Na semana que se comemorou o centenário do Dr. Ulysses Guimarães, o governo insistiu em cortar e depois congelar por 20 anos os gastos nas áreas de saúde, educação e assistência, todas elas subfinanciadas, em comparação inclusive com países mais pobres. Só em relação à saúde, estudo retrospectivo do Grupo Técnico Interinstitucional do Financiamento do SUS aponta que as perdas chegariam a 135 bilhões, caso esta regra estivesse em vigor no período de 2003 – 2015. A não regressão nos aportes orçamentários para cumprir com as obrigações em relação à manutenção da rede de proteção social e garantia dos direitos sociais é um dos pilares da nossa Constituição, que não pode ser descumprido.

“A constituição certamente não é perfeita. ela própria o confessa, ao admitir a reforma. Quanto a ela, discordar sim, divergir sim, descumprir jamais. Afrontá-la nunca. Traidor da constituição é traidor da pátria”, dizia Ulysses.

A sociedade brasileira, que lutou nestas três últimas décadas para colocar a cidadania como valor central da sua recente democracia, assiste boquiaberta ao desmonte da Ordem Social, capítulo mais inovador da Constituição Federal de 1988. Alguns creem que isso não lhe diz respeito, afinal estão no topo da pirâmide social. Outros se preocupam apenas com o aumento do tempo de contribuição para suas aposentadorias. Esquecem que a proposta de desvinculação dos benefícios sociais do salário mínimo será o golpe mortal no projeto de ter uma sociedade com menos pobreza e, fundamentalmente, menos desigualdade. Afinal, hoje podemos nos orgulhar de não ter pedintes idosos nas ruas das cidades, pois oito de cada dez idosos são beneficiários de programas sociais, aposentadorias e pensões. Eles são arrimo de família e movimentam a economia local com seu benefício de um salário mínimo, cuja correção acima da inflação foi o maior fator na redução da desigualdade que experimentamos nos últimos anos.

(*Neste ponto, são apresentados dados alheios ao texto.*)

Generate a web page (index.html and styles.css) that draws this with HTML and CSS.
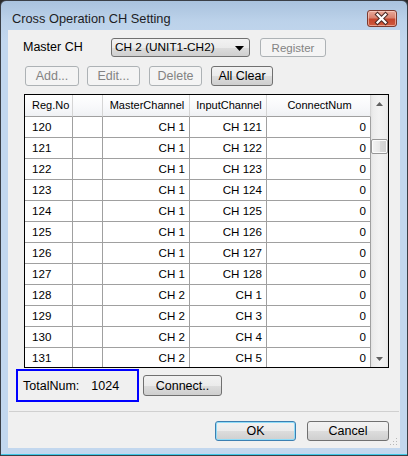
FILE: index.html
```html
<!DOCTYPE html>
<html>
<head>
<meta charset="utf-8">
<link rel="stylesheet" href="styles.css">
</head>
<body>
<div class="window">
  <div class="titlebar">
    <span class="title">Cross Operation CH Setting</span>
    <div class="close">
      <svg width="29" height="17" viewBox="0 0 29 17">
        <path d="M10.5 4.5 L18.5 12.5 M18.5 4.5 L10.5 12.5" stroke="#4a2a26" stroke-width="4.2" stroke-linecap="square" fill="none"/>
        <path d="M10.5 4.5 L18.5 12.5 M18.5 4.5 L10.5 12.5" stroke="#ffffff" stroke-width="2.2" stroke-linecap="square" fill="none"/>
      </svg>
    </div>
  </div>
  <div class="client">
    <div class="row1">
      <span class="label">Master CH</span>
      <div class="select">
        <span class="select-text">CH 2 (UNIT1-CH2)</span>
        <svg class="select-arrow" width="9" height="5" viewBox="0 0 9 5"><path d="M0 0 H9 L4.5 5 Z" fill="#000"/></svg>
      </div>
      <div class="btn disabled register">Register</div>
    </div>
    <div class="row2">
      <div class="btn disabled w54">Add...</div>
      <div class="btn disabled w53">Edit...</div>
      <div class="btn disabled w53 ml9">Delete</div>
      <div class="btn w62 ml9">All Clear</div>
    </div>
    <div class="grid">
      <div class="table-area">
        <div class="grow head">
          <div class="c hc hreg">Reg.No</div><div class="c hc"></div><div class="c hc">MasterChannel</div><div class="c hc">InputChannel</div><div class="c hc">ConnectNum</div>
        </div>
        <div class="grow"><div class="c reg">120</div><div class="c"></div><div class="c num">CH 1</div><div class="c num">CH 121</div><div class="c num">0</div></div>
        <div class="grow"><div class="c reg">121</div><div class="c"></div><div class="c num">CH 1</div><div class="c num">CH 122</div><div class="c num">0</div></div>
        <div class="grow"><div class="c reg">122</div><div class="c"></div><div class="c num">CH 1</div><div class="c num">CH 123</div><div class="c num">0</div></div>
        <div class="grow"><div class="c reg">123</div><div class="c"></div><div class="c num">CH 1</div><div class="c num">CH 124</div><div class="c num">0</div></div>
        <div class="grow"><div class="c reg">124</div><div class="c"></div><div class="c num">CH 1</div><div class="c num">CH 125</div><div class="c num">0</div></div>
        <div class="grow"><div class="c reg">125</div><div class="c"></div><div class="c num">CH 1</div><div class="c num">CH 126</div><div class="c num">0</div></div>
        <div class="grow"><div class="c reg">126</div><div class="c"></div><div class="c num">CH 1</div><div class="c num">CH 127</div><div class="c num">0</div></div>
        <div class="grow"><div class="c reg">127</div><div class="c"></div><div class="c num">CH 1</div><div class="c num">CH 128</div><div class="c num">0</div></div>
        <div class="grow"><div class="c reg">128</div><div class="c"></div><div class="c num">CH 2</div><div class="c num">CH 1</div><div class="c num">0</div></div>
        <div class="grow"><div class="c reg">129</div><div class="c"></div><div class="c num">CH 2</div><div class="c num">CH 3</div><div class="c num">0</div></div>
        <div class="grow"><div class="c reg">130</div><div class="c"></div><div class="c num">CH 2</div><div class="c num">CH 4</div><div class="c num">0</div></div>
        <div class="grow"><div class="c reg">131</div><div class="c"></div><div class="c num">CH 2</div><div class="c num">CH 5</div><div class="c num">0</div></div>
      </div>
      <div class="vscroll">
        <div class="sarrow"><svg width="7" height="4" viewBox="0 0 7 4"><path d="M0 4 H7 L3.5 0 Z" fill="#606060"/></svg></div>
        <div class="strack">
          <div class="thumb"></div>
        </div>
        <div class="sarrow"><svg width="7" height="4" viewBox="0 0 7 4"><path d="M0 0 H7 L3.5 4 Z" fill="#606060"/></svg></div>
      </div>
    </div>
    <div class="row3">
      <div class="total"><span>TotalNum:</span><span class="total-val">1024</span></div>
      <div class="btn connect">Connect..</div>
    </div>
    <div class="sep"></div>
    <div class="footer">
      <div class="btn default w81">OK</div>
      <div class="btn w82">Cancel</div>
    </div>
    <svg class="grip" width="8" height="8" viewBox="0 0 8 8">
      <g fill="#b8b8b8">
        <rect x="6" y="0" width="1" height="1"/>
        <rect x="3" y="3" width="1" height="1"/><rect x="6" y="3" width="1" height="1"/>
        <rect x="0" y="6" width="1" height="1"/><rect x="3" y="6" width="1" height="1"/><rect x="6" y="6" width="1" height="1"/>
      </g>
    </svg>
  </div>
</div>
</body>
</html>
```

FILE: styles.css
```css
* { box-sizing: border-box; }
html, body { margin: 0; padding: 0; background: #2b2b2b; }
body { width: 408px; height: 456px; overflow: hidden; font-family: "Liberation Sans", Arial, sans-serif; font-size: 12.5px; color: #000; }

.window {
  width: 408px; height: 456px;
  border: 1px solid #3a3f46;
  border-radius: 6px 6px 0 0;
  background: linear-gradient(#a9c2dd 0px, #bcd2ea 20px, #c2d7ee 40px, #c2d7ee 100%);
  display: flex; flex-direction: column;
  box-shadow: inset 0 -1px 0 #3fc7e6;
}
.titlebar {
  height: 29px; flex: none;
  display: flex; align-items: flex-start;
  padding-left: 11px;
}
.title { margin-top: 10px; font-size: 12.8px; color: #1d1d24; line-height: 16px; }
.close {
  margin-left: auto; margin-right: 10px; margin-top: 9px;
  width: 30px; height: 17px;
  border: 1px solid #7c3a2f; border-radius: 3px;
  background: linear-gradient(#e9a99a 0%, #d9826f 45%, #c4452c 55%, #d05a3e 100%);
  box-shadow: inset 0 0 0 1px rgba(255,220,210,0.55);
  display: flex; align-items: center; justify-content: center;
}
.close svg { display: block; margin: -1px 0 0 -1px; }

.client {
  position: relative;
  margin: 0 7px 7px 7px;
  flex: 1;
  background: #f0f0f0;
  display: flex; flex-direction: column;
}

.row1 { display: flex; align-items: center; margin-top: 8px; height: 19px; }
.label { width: 103px; padding-left: 15px; line-height: 19px; }
.select {
  width: 139px; height: 19px;
  border: 1px solid #707070; border-radius: 3px;
  background: linear-gradient(#f2f2f2 0%, #ebebeb 50%, #dddddd 50%, #cfcfcf 100%);
  display: flex; align-items: center; padding-left: 3px; padding-right: 5px;
  font-size: 11.8px;
}
.select-text { flex: 1; line-height: 17px; }
.select-arrow { display: block; margin-top: 1px; }

.btn {
  display: flex; align-items: center; justify-content: center;
  height: 20px; line-height: 18px;
  border: 1px solid #707070; border-radius: 3px;
  background: linear-gradient(#f2f2f2 0%, #ebebeb 50%, #dddddd 50%, #cfcfcf 100%);
  color: #000;
}
.btn.disabled {
  border-color: #adb2b5;
  background: #f4f4f4;
  color: #838383;
}
.btn.default {
  border-color: #3c7fb1;
  box-shadow: inset 0 0 0 1px #8fdcf8;
}
.register { width: 66px; height: 19px; margin-left: 10px; font-size: 11.5px; }

.row2 { display: flex; margin-top: 9px; padding-left: 17px; gap: 8px; }
.w54 { width: 54px; }
.w53 { width: 53px; }
.w62 { width: 62px; }
.w81 { width: 81px; }
.w82 { width: 82px; }
.ml9 { margin-left: 1px; }

.grid {
  margin-top: 8px; margin-left: 16px;
  width: 365px; height: 274px;
  border: 1px solid #000;
  background: #fff;
  display: flex;
  overflow: hidden;
}
.table-area { width: 346px; flex: none; overflow: hidden; }
.grow {
  display: grid;
  grid-template-columns: 48px 30px 87px 77px 104px;
  height: 21px;
  font-size: 11.6px;
}
.grow.head { height: 22px; font-size: 11px; background: linear-gradient(#ffffff 0%, #f7f8fa 60%, #eef0f3 100%); }
.c {
  border-right: 1px solid #a0a0a0;
  border-bottom: 1px solid #a0a0a0;
  line-height: 20px;
  white-space: nowrap; overflow: hidden;
}
.hc { text-align: center; border-right-color: #d5d5d5; border-bottom-color: #a0a0a0; line-height: 21px; padding-left: 2px; }
.hreg { text-align: left; padding-left: 7px; }
.reg { padding-left: 7px; }
.num { text-align: right; padding-right: 4px; }

.vscroll {
  width: 17px; flex: none;
  display: flex; flex-direction: column;
  background: linear-gradient(90deg, #e3e3e3 0px, #ececec 2px, #f2f2f2 8px, #ececec 15px, #e3e3e3 17px);
}
.sarrow { height: 17px; flex: none; display: flex; align-items: center; justify-content: center; }
.sarrow svg { display: block; }
.strack { flex: 1; padding-top: 27px; }
.thumb {
  width: 17px; height: 15px;
  border: 1px solid #979797; border-radius: 2px;
  background: linear-gradient(90deg, #f3f3f3 0%, #e8e8e8 50%, #d8d8d8 51%, #cfcfcf 100%);
  box-shadow: inset 0 0 0 1px #fbfbfb;
}

.row3 { display: flex; align-items: center; margin-top: 1px; margin-left: 8px; height: 33px; }
.total {
  width: 123px; height: 33px;
  border: 2px solid #0000ff;
  display: flex; align-items: center; padding-left: 5px;
}
.total-val { margin-left: 12px; }
.connect { width: 79px; height: 21px; margin-left: 4px; }

.sep { height: 1px; margin: 9px 1px 0 1px; background: #d0d0d0; }

.footer { display: flex; justify-content: flex-end; gap: 11px; margin-top: 9px; padding-right: 11px; }

.grip { position: absolute; right: 2px; bottom: 2px; display: block; }
```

Se não pararmos a escalada da desmontagem da arquitetura dos direitos sociais estaremos condenados à barbárie e ao autoritarismo, já que a sociedade brasileira não autorizou o governo atual a proceder este retrocesso, mesmo que os representantes no Congresso, que só representam a si mesmo, estejam avalizando tais medidas. A expectativa de que estas medidas reduzam a vulnerabilidade da economia é pífia, embora aumentem a confiança do mercado financeiro de que o governo está aí para defender seus interesses; mas a certeza que a morte da cidadania que começa hoje pelo desmonte dos direitos sociais evoluirá para os direitos e liberdades fundamentais de todos os brasileiros é a grande bruxa que paira sobre nós.